Welcome to the April installment of Read More/Blog More Poetry, a monthly blogging event held by Regular Rumination!
I’ve been very slowly making my way through Barnes & Noble’s The Collected Poems of Emily Dickinson, skipping around through the different sections and marking my favorite poems with those little colored, sticky, page markers. I would like to do a more in-depth post about Dickinson’s poetry when I finish reading the collection, so today I would just like to share one poem I have particularly enjoyed so far:
He ate and drank the precious words,
His spirit grew robust;
He knew no more that he was poor,
Nor that his frame was dust.
He danced along the dingy days,
And this bequest of wings
Was but a book.
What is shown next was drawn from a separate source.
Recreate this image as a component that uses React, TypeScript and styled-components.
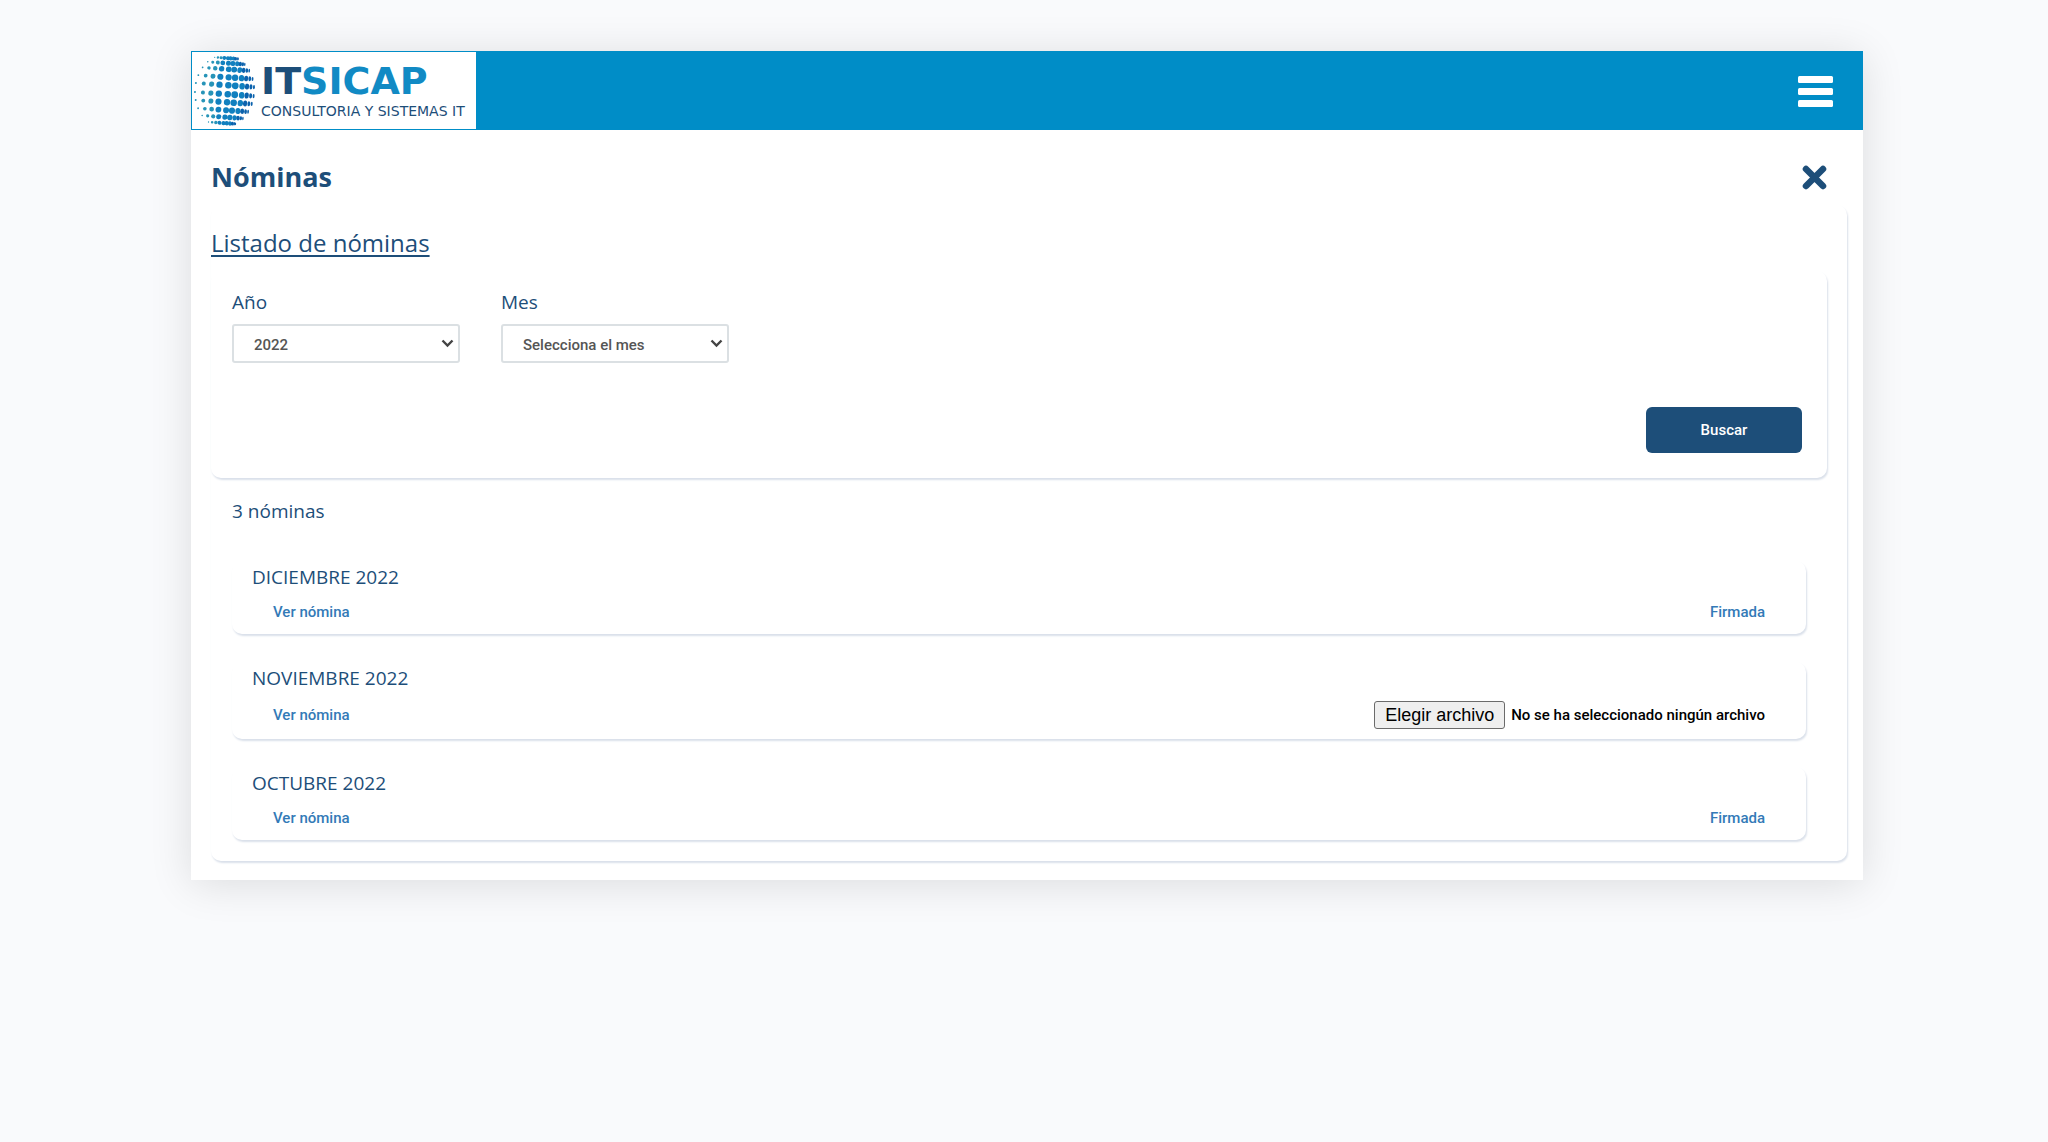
import React, { useRef, useState } from "react";
import styled, { createGlobalStyle } from "styled-components";

const navy = "#1d4e79";
const sky = "#008dc7";
const heading = `"Open Sans", "Noto Sans", sans-serif`;
const body = `Roboto, "Liberation Sans", sans-serif`;

const GlobalStyle = createGlobalStyle`
  *, *::before, *::after { box-sizing: border-box; }
  body {
    margin: 0;
    background: #f9fafc;
    color: ${navy};
    font-family: ${body};
    font-size: 15px;
    line-height: 24px;
  }
  button, select, input { font: inherit; }
`;

const Page = styled.div`
  padding: 51px 185px 60px 191px;
`;

const Shell = styled.div`
  background: #fff;
  box-shadow: 0 4px 40px rgba(0, 0, 0, 0.12);
  padding-bottom: 19px;
`;

const TopBar = styled.header`
  display: flex;
  align-items: center;
  justify-content: space-between;
  height: 79px;
  padding: 1px 29px 1px 1px;
  background: ${sky};
`;

const Brand = styled.a`
  display: flex;
  align-items: center;
  gap: 4px;
  width: 284px;
  height: 77px;
  padding-left: 1px;
  background: #fff;
  text-decoration: none;
  overflow: hidden;
`;

const BrandText = styled.span`
  display: flex;
  flex-direction: column;
  padding-bottom: 4px;
  font-family: "DejaVu Sans", sans-serif;
  color: ${navy};
`;

const Wordmark = styled.span`
  font-size: 38px;
  font-weight: 700;
  line-height: 44px;
`;

const WordmarkAccent = styled.span`
  color: #118ac4;
`;

const Tagline = styled.span`
  font-size: 14px;
  line-height: 16px;
  white-space: nowrap;
`;

const IconButton = styled.button`
  display: flex;
  padding: 0;
  border: 0;
  background: none;
  color: inherit;
  cursor: pointer;
`;

const TitleRow = styled.div`
  display: flex;
  align-items: center;
  justify-content: space-between;
  padding: 27px 35px 8px 20px;
`;

const Title = styled.h1`
  margin: 0;
  font-family: ${heading};
  font-size: 27px;
  font-weight: 700;
  line-height: 40px;
`;

const Card = styled.section`
  border-radius: 10px;
  background: #fff;
  box-shadow: 1px 2px 2px #dae0ea;
`;

const Panel = styled(Card)`
  margin: 0 16px 0 20px;
  padding: 20px 20px 21px 0;
`;

const Subtitle = styled.h2`
  margin: 0 0 10px;
  font-family: ${heading};
  font-size: 24px;
  font-weight: 400;
  line-height: 36px;
  text-decoration: underline;
  text-decoration-thickness: 2px;
  text-underline-offset: 3px;
`;

const FilterCard = styled(Card).attrs({ as: "form" })`
  display: flex;
  flex-direction: column;
  gap: 44px;
  padding: 17px 25px 25px 21px;
`;

const Fields = styled.div`
  display: flex;
  gap: 41px;
`;

const Field = styled.div`
  display: flex;
  flex-direction: column;
  gap: 8px;
  width: 228px;
`;

const Label = styled.label`
  font-family: ${heading};
  font-size: 19px;
  line-height: 28px;
`;

const SelectBox = styled.div`
  display: grid;
  align-items: center;
  > * { grid-area: 1 / 1; }
  svg { justify-self: end; margin-right: 6px; pointer-events: none; }
`;

const Select = styled.select`
  width: 100%;
  height: 39px;
  padding: 2px 20px 0;
  border: 2px solid #dbe0e3;
  border-radius: 3px;
  background: #fff;
  color: #555;
  font-weight: 500;
  appearance: none;
`;

const SubmitButton = styled.button`
  align-self: flex-end;
  width: 156px;
  height: 46px;
  border: 0;
  border-radius: 6px;
  background: ${navy};
  color: #fff;
  font-weight: 500;
  cursor: pointer;
`;

const Count = styled.p`
  margin: 0;
  padding: 19px 21px 36px;
  font-family: ${heading};
  font-size: 19px;
  line-height: 28px;
`;

const PayrollList = styled.ul`
  display: flex;
  flex-direction: column;
  gap: 28px;
  margin: 0;
  padding: 0 21px;
  list-style: none;
`;

const PayrollCard = styled(Card).attrs({ as: "li" })`
  padding: 0 41px 7px 20px;
`;

const Month = styled.h3`
  margin: 0;
  font-family: ${heading};
  font-size: 19px;
  font-weight: 400;
  line-height: 32px;
`;

const Actions = styled.div`
  display: flex;
  align-items: center;
  justify-content: space-between;
  padding: 3px 0 0 21px;
  min-height: 34px;
`;

const Link = styled.a`
  color: #337ab7;
  font-weight: 500;
  text-decoration: none;
`;

const FilePicker = styled.div`
  display: flex;
  align-items: center;
  gap: 6px;
  height: 35px;
  color: #000;
`;

const FileInput = styled.input`
  display: none;
`;

const FileButton = styled.button`
  height: 28px;
  padding: 0 10px;
  border: 1px solid #6b6b6b;
  border-radius: 3px;
  background: #efefef;
  color: #000;
  font-family: "Liberation Sans", Arial, sans-serif;
  font-size: 18px;
  line-height: 24px;
`;

const FileName = styled.span`
  font-weight: 500;
`;

const globeColumns = [
  { x: 2, r: 1 },
  { x: 10, r: 2 },
  { x: 18, r: 2.6 },
  { x: 26, r: 3.2 },
  { x: 35, r: 3.3 },
  { x: 42, r: 3.4 },
  { x: 49, r: 3.3 },
  { x: 54, r: 3 },
  { x: 58, r: 2.6 },
  { x: 61, r: 2.2 },
];
const globeRows = [3, 8, 14, 22, 30, 39, 47, 55, 62, 68];

function Globe() {
  return (
    <svg width="64" height="72" viewBox="0 0 64 72" aria-hidden="true">
      <g transform="rotate(4 31 36)">
        {globeRows.map((y) => {
          const width = Math.sqrt(1 - ((y - 36) / 36) ** 2);
          const scale = 0.35 + 0.65 * width;
          return globeColumns.map(({ x, r }, col) => (
            <ellipse
              key={`${x}:${y}`}
              cx={31 + (x - 31) * width}
              cy={y}
              rx={r * scale * (col > 5 ? 1 - (col - 5) * 0.14 : 1)}
              ry={r * scale}
              fill={col > 6 ? "#0b62ad" : col > 2 ? "#1180bf" : "#2794b8"}
            />
          ));
        })}
      </g>
    </svg>
  );
}

function MenuIcon() {
  return (
    <svg width="36" height="32" viewBox="0 0 36 32" fill="#fff" aria-hidden="true">
      <rect x="0" y="1" width="35" height="7" rx="1.5" />
      <rect x="0" y="13" width="35" height="7" rx="1.5" />
      <rect x="0" y="25" width="35" height="7" rx="1.5" />
    </svg>
  );
}

function CloseIcon() {
  return (
    <svg width="27" height="27" viewBox="0 0 27 27" aria-hidden="true">
      <path d="M5 5 22 22M22 5 5 22" stroke={navy} strokeWidth="6.5" strokeLinecap="round" />
    </svg>
  );
}

function Chevron() {
  return (
    <svg width="13" height="9" viewBox="0 0 13 9" fill="none" aria-hidden="true">
      <path d="M1.5 1.5 6.5 6.5 11.5 1.5" stroke="#444" strokeWidth="2.4" />
    </svg>
  );
}

function SelectField({ id, label, options }: { id: string; label: string; options: string[] }) {
  return (
    <Field>
      <Label htmlFor={id}>{label}</Label>
      <SelectBox>
        <Select id={id}>
          {options.map((option) => (
            <option key={option}>{option}</option>
          ))}
        </Select>
        <Chevron />
      </SelectBox>
    </Field>
  );
}

function FileUpload() {
  const input = useRef<HTMLInputElement>(null);
  const [name, setName] = useState("No se ha seleccionado ningún archivo");
  return (
    <FilePicker>
      <FileInput
        ref={input}
        type="file"
        aria-label="Elegir archivo"
        onChange={(event) => setName(event.target.files?.[0]?.name ?? name)}
      />
      <FileButton type="button" onClick={() => input.current?.click()}>
        Elegir archivo
      </FileButton>
      <FileName>{name}</FileName>
    </FilePicker>
  );
}

const payrolls = [
  { month: "DICIEMBRE 2022", signed: true },
  { month: "NOVIEMBRE 2022", signed: false },
  { month: "OCTUBRE 2022", signed: true },
];

export default function App() {
  return (
    <Page>
      <GlobalStyle />
      <Shell>
        <TopBar>
          <Brand href="#">
            <Globe />
            <BrandText>
              <Wordmark>
                IT<WordmarkAccent>SICAP</WordmarkAccent>
              </Wordmark>
              <Tagline>CONSULTORIA Y SISTEMAS IT</Tagline>
            </BrandText>
          </Brand>
          <IconButton type="button" aria-label="Menú">
            <MenuIcon />
          </IconButton>
        </TopBar>
        <main>
          <TitleRow>
            <Title>Nóminas</Title>
            <IconButton type="button" aria-label="Cerrar">
              <CloseIcon />
            </IconButton>
          </TitleRow>
          <Panel>
            <Subtitle>Listado de nóminas</Subtitle>
            <FilterCard>
              <Fields>
                <SelectField id="year" label="Año" options={["2022"]} />
                <SelectField id="month" label="Mes" options={["Selecciona el mes"]} />
              </Fields>
              <SubmitButton type="button">Buscar</SubmitButton>
            </FilterCard>
            <Count>3 nóminas</Count>
            <PayrollList>
              {payrolls.map(({ month, signed }) => (
                <PayrollCard key={month}>
                  <Month>{month}</Month>
                  <Actions>
                    <Link href="#">Ver nómina</Link>
                    {signed ? <Link href="#">Firmada</Link> : <FileUpload />}
                  </Actions>
                </PayrollCard>
              ))}
            </PayrollList>
          </Panel>
        </main>
      </Shell>
    </Page>
  );
}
What liberty
A loosened spirit brings!
I love the theme of this poem even more than the way it is written, although I do adore the lilting rhythm her poems tend to have — and the characteristic break in rhythm in the last few lines! I am a huge believer in the importance of literacy and its ability to liberate and empower readers (just look at Dreiser, Wright, and I’m sure many other authors I don’t know of), and I love so many things about this poem; how perfect is it that the words filled him like food and drink, nourished his spirit, and gave him wings? And I can’t get over the line “he danced along the dingy days.” I have a huge weakness for alliteration, and this one is stunning.
What’s your favorite Emily Dickinson poem? Do you know any other great poems that extoll the power of reading?